4

A folder (not the disk itself) containing misc. things in my flash drive turned into a single USBC[]ÇNY file when I was running the Sublime Text app. It has no modified-date, nothing, looks like something corrupted and the file manager says it's both 3.42 GB and 0 GB large.

My question is now how can that happen? I rant disk-check (dskchk) and a tool like Recuva and yet nothing got back. The best I got is, thanks to dskchk, disrupt that file, but it just had a USBC... header with most content nulled, and were just 32 KB., meaning it had nothing! How could I at least avoid that to happen?

Before I tried dskchk and Recuva, I used WinRaR to open the USBC file and it said the file doesn't exist. I've tried renaming it too and it were still n't existing. Only the command prompt found it:

Yet more, that _Self folder just had a ascargo folder. That ascargo folder was open in Sublime Text (a workspace), so maybe that could be the issue?

Now I doubt I can really recover the content, but lucky it was just an experiment... I'd like to know how that happens.

1 Answers1

1

I have seen this on multiple occasions and have been looking for a solution for years. I think I have one now. If you actually look at the USBC sector you'll find you can decode it as a USB command block. And also that these sector cause following sectors to shift.
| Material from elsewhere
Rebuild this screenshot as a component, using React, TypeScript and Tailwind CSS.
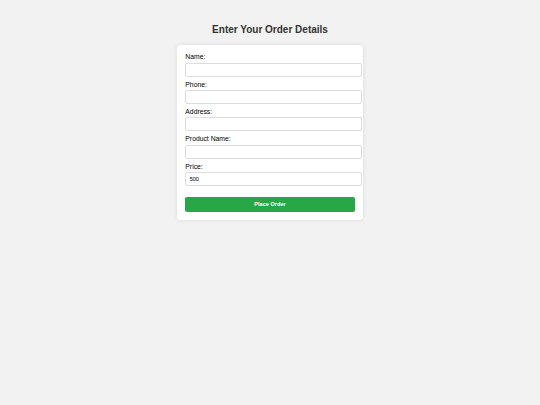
import React from "react";

const fields = [
  { label: "Name:", value: "" },
  { label: "Phone:", value: "" },
  { label: "Address:", value: "" },
  { label: "Product Name:", value: "" },
  { label: "Price:", value: "500" },
];

export default function App() {
  return (
    <div
      className="min-h-[405px] w-full bg-[#f2f2f2] pt-[24px]"
      style={{ fontFamily: '"Liberation Sans", Arial, sans-serif' }}
    >
      <h2 className="text-center text-[10px] font-bold leading-[11.5px] text-[#333] mb-[9.5px]">
        Enter Your Order Details
      </h2>
      <div className="mx-auto w-[186px] rounded-[4px] bg-white p-[8.33px] shadow-[0_0_4px_rgba(0,0,0,0.1)]">
        {fields.map((f) => (
          <div key={f.label}>
            <label className="block text-[6.8px] leading-[7.67px] text-black mb-[1.5px]">
              {f.label}
            </label>
            <input
              readOnly
              value={f.value}
              className="block h-[14px] w-[176.6px] rounded-[2px] border border-[#dddddd] bg-white px-[3.3px] text-[5.6px] text-black mb-[4.2px] outline-none"
              style={{ fontFamily: '"Liberation Sans", Arial, sans-serif' }}
            />
          </div>
        ))}
        <button className="mt-[11px] block h-[14.6px] w-full rounded-[2px] bg-[#28a745] text-[5.6px] font-bold text-white">
          Place Order
        </button>
      </div>
    </div>
  );
}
Oh, and it is not a virus, nor has it got anything to do with any virus.

Here's an example I have which is interesting for more than one reason, which I will explain in a minute:

enter image description here

Two things:

  1. We see the USBC sector plus an NTFS boot sector. If we decode the NTFS boot sector you'll learn that it 'thinks' it is at LBA 63 while it is in fact at LBA 64.

  2. The USBC sector can be decoded as USB command block!
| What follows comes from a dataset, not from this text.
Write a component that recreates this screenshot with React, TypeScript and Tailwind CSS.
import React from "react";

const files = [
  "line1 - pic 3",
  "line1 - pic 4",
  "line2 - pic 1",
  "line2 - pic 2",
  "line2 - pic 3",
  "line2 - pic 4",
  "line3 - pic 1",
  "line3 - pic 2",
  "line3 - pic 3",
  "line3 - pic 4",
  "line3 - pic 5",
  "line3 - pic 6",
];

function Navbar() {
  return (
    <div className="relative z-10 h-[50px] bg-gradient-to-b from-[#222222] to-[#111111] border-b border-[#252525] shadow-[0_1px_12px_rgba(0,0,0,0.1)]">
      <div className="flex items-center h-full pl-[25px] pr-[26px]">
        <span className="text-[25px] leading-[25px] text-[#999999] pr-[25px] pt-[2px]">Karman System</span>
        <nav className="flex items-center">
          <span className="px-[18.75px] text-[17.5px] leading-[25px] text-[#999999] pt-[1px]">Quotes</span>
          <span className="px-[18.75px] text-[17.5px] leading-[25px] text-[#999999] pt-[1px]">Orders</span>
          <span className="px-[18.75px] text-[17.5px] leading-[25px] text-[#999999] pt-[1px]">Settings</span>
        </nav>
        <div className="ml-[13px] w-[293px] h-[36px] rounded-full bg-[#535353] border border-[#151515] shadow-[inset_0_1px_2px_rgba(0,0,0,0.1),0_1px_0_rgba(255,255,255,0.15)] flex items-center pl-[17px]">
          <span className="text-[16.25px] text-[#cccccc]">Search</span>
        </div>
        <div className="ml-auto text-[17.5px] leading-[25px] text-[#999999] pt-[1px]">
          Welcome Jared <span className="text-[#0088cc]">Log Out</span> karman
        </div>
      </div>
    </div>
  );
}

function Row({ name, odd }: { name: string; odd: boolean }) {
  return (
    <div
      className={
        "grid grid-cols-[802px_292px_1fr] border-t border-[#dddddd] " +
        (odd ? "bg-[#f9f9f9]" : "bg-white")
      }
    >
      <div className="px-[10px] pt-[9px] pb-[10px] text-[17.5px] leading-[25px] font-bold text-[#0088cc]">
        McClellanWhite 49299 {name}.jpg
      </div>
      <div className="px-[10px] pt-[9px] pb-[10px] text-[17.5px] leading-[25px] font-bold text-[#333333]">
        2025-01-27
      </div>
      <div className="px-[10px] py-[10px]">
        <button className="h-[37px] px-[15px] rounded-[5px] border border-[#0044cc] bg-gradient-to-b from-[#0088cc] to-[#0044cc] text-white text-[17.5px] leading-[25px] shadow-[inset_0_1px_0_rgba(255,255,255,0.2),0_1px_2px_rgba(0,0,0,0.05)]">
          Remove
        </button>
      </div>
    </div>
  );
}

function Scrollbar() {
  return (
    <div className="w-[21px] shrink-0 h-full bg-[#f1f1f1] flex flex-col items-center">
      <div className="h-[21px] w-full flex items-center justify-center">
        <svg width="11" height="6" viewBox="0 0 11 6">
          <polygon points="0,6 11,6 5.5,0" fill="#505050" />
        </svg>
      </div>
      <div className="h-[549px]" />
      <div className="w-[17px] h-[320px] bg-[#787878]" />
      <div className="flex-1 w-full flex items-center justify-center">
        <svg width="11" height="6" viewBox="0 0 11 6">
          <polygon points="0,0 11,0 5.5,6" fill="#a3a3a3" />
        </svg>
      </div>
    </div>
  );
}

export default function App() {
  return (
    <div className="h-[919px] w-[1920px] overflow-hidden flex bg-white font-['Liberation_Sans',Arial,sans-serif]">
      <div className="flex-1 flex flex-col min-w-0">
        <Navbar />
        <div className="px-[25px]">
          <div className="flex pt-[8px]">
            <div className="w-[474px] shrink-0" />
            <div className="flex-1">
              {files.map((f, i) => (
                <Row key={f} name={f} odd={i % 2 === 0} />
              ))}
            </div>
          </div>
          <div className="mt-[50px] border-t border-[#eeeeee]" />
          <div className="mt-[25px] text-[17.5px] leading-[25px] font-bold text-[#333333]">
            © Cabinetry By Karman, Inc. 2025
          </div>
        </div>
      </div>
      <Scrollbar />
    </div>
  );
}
enter image description here

In my case it would decode to something like "write 16 sectors starting with LBA 63" (2Ah is write command).

So, my analysis is, for some reason (no idea really) the USB command block ends up being written to the drive, but more importantly, it 'shifts' data following it by one LBA sector. So the USBC sector is inserted rather than overwriting a sector.

On this same drive I found several other 'USBC' sectors that all resulted in sector shift. If these occur in visible places, like in my example very close to the boot sector or in OP example in a directory we actually notice then. However these sectors may also occur inside user data (we only would discover it by opening the file in a hex editor) or perhaps in unallocated disk space. I guess USBC cases, sometimes it's assumed they're result of a virus, we can find on the internet, may be a tip of the iceberg. Perhaps some cases that are deemed unrecoverable are in fact caused by this very issue.

These shifts have consequences depending on where they occur as in a file system data is addressed by cluster numbers versus a certain offset. This explains why the file system fails, but also why file recovery software fails. Both fail for the exact same reason. To properly address clusters we need to take the shifts into account:

n = number of USBC sectors inserted prior to current cluster. fs_ofs = file system offset (LBA address) cl_factor = sectors per cluster

Cluster to LBA conversion should be LBA = fs_ofs + (cluster * cl_factor) + n

An easier way of dealing with the issue I found is imaging the drive and simply skip all 'USBC sectors'. Advantage of that is that all file recovery software that is capable of working with dd type disk images can be used to recover data.